| Data |
• • • •

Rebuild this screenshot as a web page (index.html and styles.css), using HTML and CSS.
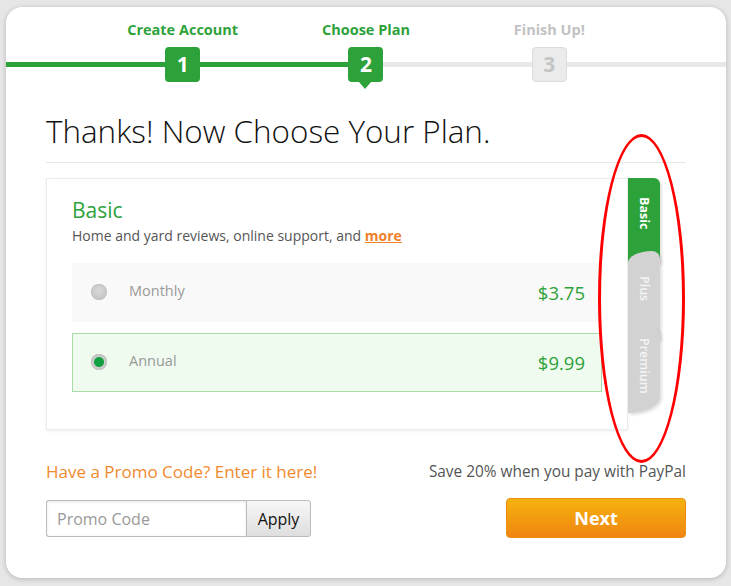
FILE: index.html
```html
<!DOCTYPE html>
<html>
<head>
<meta charset="utf-8">
<link rel="stylesheet" href="styles.css">
</head>
<body>
<div class="card">
  <div class="stepper">
    <div class="step done">
      <div class="step-label">Create Account</div>
      <div class="step-num">1</div>
    </div>
    <div class="step current">
      <div class="step-label">Choose Plan</div>
      <div class="step-num">2</div>
    </div>
    <div class="step todo">
      <div class="step-label">Finish Up!</div>
      <div class="step-num">3</div>
    </div>
  </div>

  <div class="content">
    <h1 class="title">Thanks! Now Choose Your Plan.</h1>

    <div class="plans">
      <div class="plan-box">
        <div class="plan-name">Basic</div>
        <div class="plan-desc">Home and yard reviews, online support, and <a class="more" href="#">more</a></div>
        <div class="option">
          <span class="radio"></span>
          <span class="opt-label">Monthly</span>
          <span class="price">$3.75</span>
        </div>
        <div class="option selected">
          <span class="radio on"></span>
          <span class="opt-label">Annual</span>
          <span class="price">$9.99</span>
        </div>
      </div>
      <div class="tabs">
        <div class="tab active"><span>Basic</span></div>
        <div class="tab plus"><span>Plus</span></div>
        <div class="tab premium"><span>Premium</span></div>
      </div>
    </div>

    <div class="footer">
      <div class="promo">
        <div class="promo-text">Have a Promo Code? Enter it here!</div>
        <div class="promo-group">
          <input class="promo-input" type="text" placeholder="Promo Code">
          <button class="apply">Apply</button>
        </div>
      </div>
      <div class="checkout">
        <div class="paypal">Save 20% when you pay with PayPal</div>
        <button class="next">Next</button>
      </div>
    </div>
  </div>

  <div class="annotation"></div>
</div>
</body>
</html>
```

FILE: styles.css
```css
* { box-sizing: border-box; }
html, body { margin: 0; padding: 0; }
body {
  background: #e6e6e6;
  font-family: "Open Sans", "Lato", sans-serif;
  color: #333;
  width: 731px;
  height: 586px;
  overflow: hidden;
}
.card {
  position: relative;
  margin: 7px 0 0 6px;
  width: 720px;
  height: 571px;
  background: #fff;
  border-radius: 16px;
  box-shadow: 0 1px 5px rgba(0,0,0,0.22);
}

/* stepper */
.stepper {
  display: flex;
  padding: 14px 85px 0;
  height: 90px;
  background:
    linear-gradient(#2ea23a, #2ea23a) 0 55px / 360px 5px no-repeat,
    linear-gradient(#e8e8e8, #e8e8e8) 0 55px / 100% 5px no-repeat;
}
.step {
  flex: 1;
  display: flex;
  flex-direction: column;
  align-items: center;
}
.step-label {
  font-weight: 700;
  font-size: 14.5px;
  line-height: 18px;
  color: #2ea23a;
}
.todo .step-label { color: #c2c2c2; }
.step-num {
  position: relative;
  margin-top: 8px;
  width: 35px;
  height: 35px;
  border-radius: 4px;
  background: #2ea23a;
  color: #fff;
  font-weight: 700;
  font-size: 21px;
  line-height: 35px;
  text-align: center;
}
.current .step-num::after {
  content: "";
  position: absolute;
  left: 11px;
  bottom: -7px;
  border-left: 6px solid transparent;
  border-right: 6px solid transparent;
  border-top: 7px solid #2ea23a;
}
.todo .step-num {
  background: #ebebeb;
  border: 1px solid #dcdcdc;
  color: #c4c4c4;
  line-height: 33px;
}

/* content */
.content {
  padding: 0 40px;
}
.title {
  margin: 0;
  padding: 15px 0 12px;
  font-weight: 300;
  font-size: 31.4px;
  line-height: 38px;
  color: #111;
  border-bottom: 1px solid #e8e8e8;
}
.plans {
  display: flex;
  margin-top: 15px;
}
.plan-box {
  width: 582px;
  height: 252px;
  border: 1px solid #ececec;
  box-shadow: 0 1px 3px rgba(0,0,0,0.07);
  padding: 18px 25px 0;
}
.plan-name {
  font-size: 21px;
  line-height: 26px;
  color: #2ea23a;
}
.plan-desc {
  margin-top: 4px;
  font-size: 14px;
  line-height: 18px;
  color: #555;
}
.more {
  color: #f07f2a;
  font-weight: 700;
  text-decoration: underline;
}
.option {
  display: flex;
  align-items: center;
  height: 59px;
  margin-top: 11px;
  padding: 0 16px 0 18px;
  background: #f9f9f9;
  border: 1px solid #f9f9f9;
}
.plan-desc + .option { margin-top: 18px; }
.option.selected {
  background: #effbef;
  border-color: #a8dba8;
}
.radio {
  width: 16px;
  height: 16px;
  border-radius: 50%;
  background: radial-gradient(circle at 50% 40%, #d8d8d8, #bdbdbd);
  box-shadow: inset 0 0 0 1px #c4c4c4;
  margin-top: -2px;
}
.radio.on {
  background: radial-gradient(circle, #10a040 0 4.5px, #d0d0d0 5.5px, #bbb 8px);
}
.opt-label {
  margin-left: 22px;
  font-size: 14.5px;
  color: #999;
  flex: 1;
  margin-top: -5px;
}
.price {
  font-size: 18.5px;
  color: #2ea23a;
}

/* tabs */
.tabs {
  width: 32px;
  display: flex;
  flex-direction: column;
}
.tab {
  writing-mode: vertical-rl;
  color: #f4f4f4;
  font-weight: 700;
  font-size: 12.5px;
  line-height: 16px;
  background: #d2d2d2;
  box-shadow: 2px 2px 3px rgba(0,0,0,0.12);
  padding-right: 8px;
}
.tab.active {
  background: #2ea23a;
  color: #fff;
  height: 85px;
  padding-top: 19px;
  border-radius: 0 6px 0 0;
}
.tab.plus {
  margin-top: -12px;
  height: 89px;
  padding-top: 25px;
  border-radius: 24px 8px 0 0 / 12px 8px 0 0;
  font-weight: 600;
}
.tab.premium {
  margin-top: -12px;
  height: 85px;
  padding-top: 10px;
  border-radius: 24px 8px 32px 0 / 12px 8px 16px 0;
  font-weight: 600;
}

/* footer */
.footer {
  display: flex;
  justify-content: space-between;
  margin-top: 32px;
}
.promo-text {
  font-size: 17px;
  line-height: 20px;
  color: #f08a2e;
}
.promo-group {
  display: flex;
  margin-top: 18px;
}
.promo-input {
  width: 200px;
  height: 37px;
  border: 1px solid #bbb;
  border-right: none;
  border-radius: 3px 0 0 3px;
  box-shadow: inset 0 1px 3px rgba(0,0,0,0.1);
  padding: 0 10px;
  font-family: inherit;
  font-size: 16px;
  color: #333;
}
.promo-input::placeholder { color: #999; }
.apply {
  width: 65px;
  height: 37px;
  border: 1px solid #bbb;
  border-radius: 0 3px 3px 0;
  background: linear-gradient(#f7f7f7, #dedede);
  font-family: inherit;
  font-size: 16px;
  color: #111;
}
.checkout {
  display: flex;
  flex-direction: column;
  align-items: flex-end;
}
.paypal {
  font-size: 15.4px;
  line-height: 20px;
  color: #555;
}
.next {
  margin-top: 16px;
  width: 180px;
  height: 40px;
  border: 1px solid #ea8e12;
  border-radius: 4px;
  background: linear-gradient(#f5b20f, #f08510);
  color: #fff;
  font-family: inherit;
  font-weight: 700;
  font-size: 18px;
}

/* red annotation ellipse */
.annotation {
  position: absolute;
  left: 592px;
  top: 127px;
  width: 87px;
  height: 329px;
  border: 3px solid #f00;
  border-radius: 50%;
  pointer-events: none;
}
```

• • • •

| What the task asks |
Copy every line that includes the string "styles" from the material above.

| Written solution |
Rebuild this screenshot as a web page (index.html and styles.css), using HTML and CSS.
<link rel="stylesheet" href="styles.css">
FILE: styles.css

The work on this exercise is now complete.